▸ What to work on:
Set all the material down again unchanged, without the pictures.

▸ Recorded data:

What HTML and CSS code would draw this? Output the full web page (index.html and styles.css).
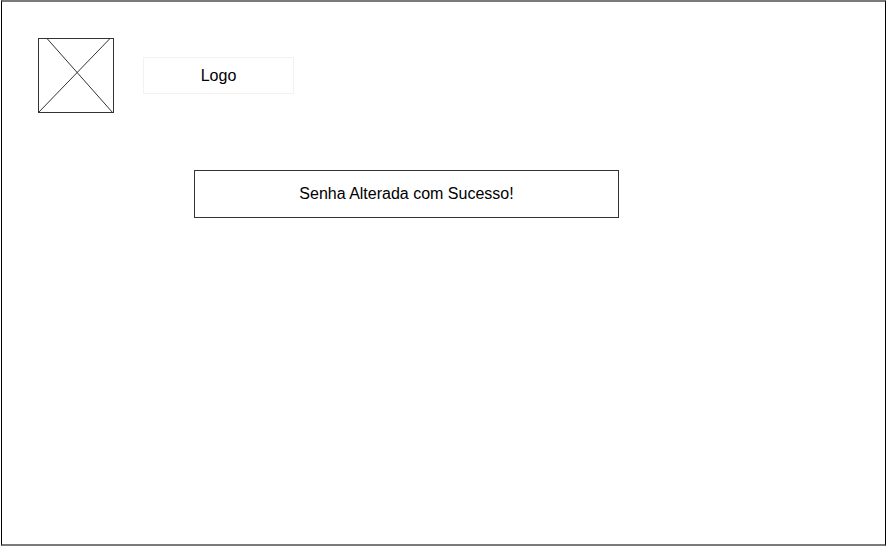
FILE: index.html
```html
<!DOCTYPE html>
<html>
<head>
<meta charset="utf-8">
<link rel="stylesheet" href="styles.css">
</head>
<body>
<div class="frame">
  <div class="header">
    <svg class="placeholder" width="76" height="76" viewBox="0 0 76 76">
      <rect x="0.5" y="0.5" width="75" height="74" fill="#fff" stroke="#333" stroke-width="1"/>
      <line x1="9" y1="0.5" x2="75" y2="75" stroke="#333" stroke-width="1"/>
      <line x1="72" y1="0.5" x2="0.5" y2="74.5" stroke="#333" stroke-width="1"/>
    </svg>
    <div class="logo">Logo</div>
  </div>
  <div class="message">Senha Alterada com Sucesso!</div>
</div>
</body>
</html>
```
FILE: styles.css
```css
html, body {
  margin: 0;
  padding: 0;
  background: #fff;
}
body {
  font-family: "Liberation Sans", Arial, sans-serif;
  color: #000;
}
.frame {
  box-sizing: border-box;
  margin-left: 1px;
  width: 885px;
  height: 546px;
  border-top: 2px solid #7a7a7a;
  border-bottom: 2px solid #7a7a7a;
  border-left: 1px solid #000;
  border-right: 1px solid #000;
  padding: 36px 0 0 36px;
}
.header {
  display: flex;
  align-items: flex-start;
}
.placeholder {
  display: block;
  flex: none;
}
.logo {
  margin-left: 29px;
  margin-top: 19px;
  width: 149px;
  height: 35px;
  border: 1px solid #f2f2f2;
  display: flex;
  align-items: center;
  justify-content: center;
  font-size: 16px;
}
.message {
  margin-top: 56px;
  margin-left: 156px;
  width: 423px;
  height: 46px;
  border: 1px solid #333;
  display: flex;
  align-items: center;
  justify-content: center;
  font-size: 16px;
}
```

▸ Solution:
What HTML and CSS code would draw this? Output the full web page (index.html and styles.css).
FILE: index.html
```html
<!DOCTYPE html>
<html>
<head>
<meta charset="utf-8">
<link rel="stylesheet" href="styles.css">
</head>
<body>
<div class="frame">
  <div class="header">
    <svg class="placeholder" width="76" height="76" viewBox="0 0 76 76">
      <rect x="0.5" y="0.5" width="75" height="74" fill="#fff" stroke="#333" stroke-width="1"/>
      <line x1="9" y1="0.5" x2="75" y2="75" stroke="#333" stroke-width="1"/>
      <line x1="72" y1="0.5" x2="0.5" y2="74.5" stroke="#333" stroke-width="1"/>
    </svg>
    <div class="logo">Logo</div>
  </div>
  <div class="message">Senha Alterada com Sucesso!</div>
</div>
</body>
</html>
```
FILE: styles.css
```css
html, body {
  margin: 0;
  padding: 0;
  background: #fff;
}
body {
  font-family: "Liberation Sans", Arial, sans-serif;
  color: #000;
}
.frame {
  box-sizing: border-box;
  margin-left: 1px;
  width: 885px;
  height: 546px;
  border-top: 2px solid #7a7a7a;
  border-bottom: 2px solid #7a7a7a;
  border-left: 1px solid #000;
  border-right: 1px solid #000;
  padding: 36px 0 0 36px;
}
.header {
  display: flex;
  align-items: flex-start;
}
.placeholder {
  display: block;
  flex: none;
}
.logo {
  margin-left: 29px;
  margin-top: 19px;
  width: 149px;
  height: 35px;
  border: 1px solid #f2f2f2;
  display: flex;
  align-items: center;
  justify-content: center;
  font-size: 16px;
}
.message {
  margin-top: 56px;
  margin-left: 156px;
  width: 423px;
  height: 46px;
  border: 1px solid #333;
  display: flex;
  align-items: center;
  justify-content: center;
  font-size: 16px;
}
```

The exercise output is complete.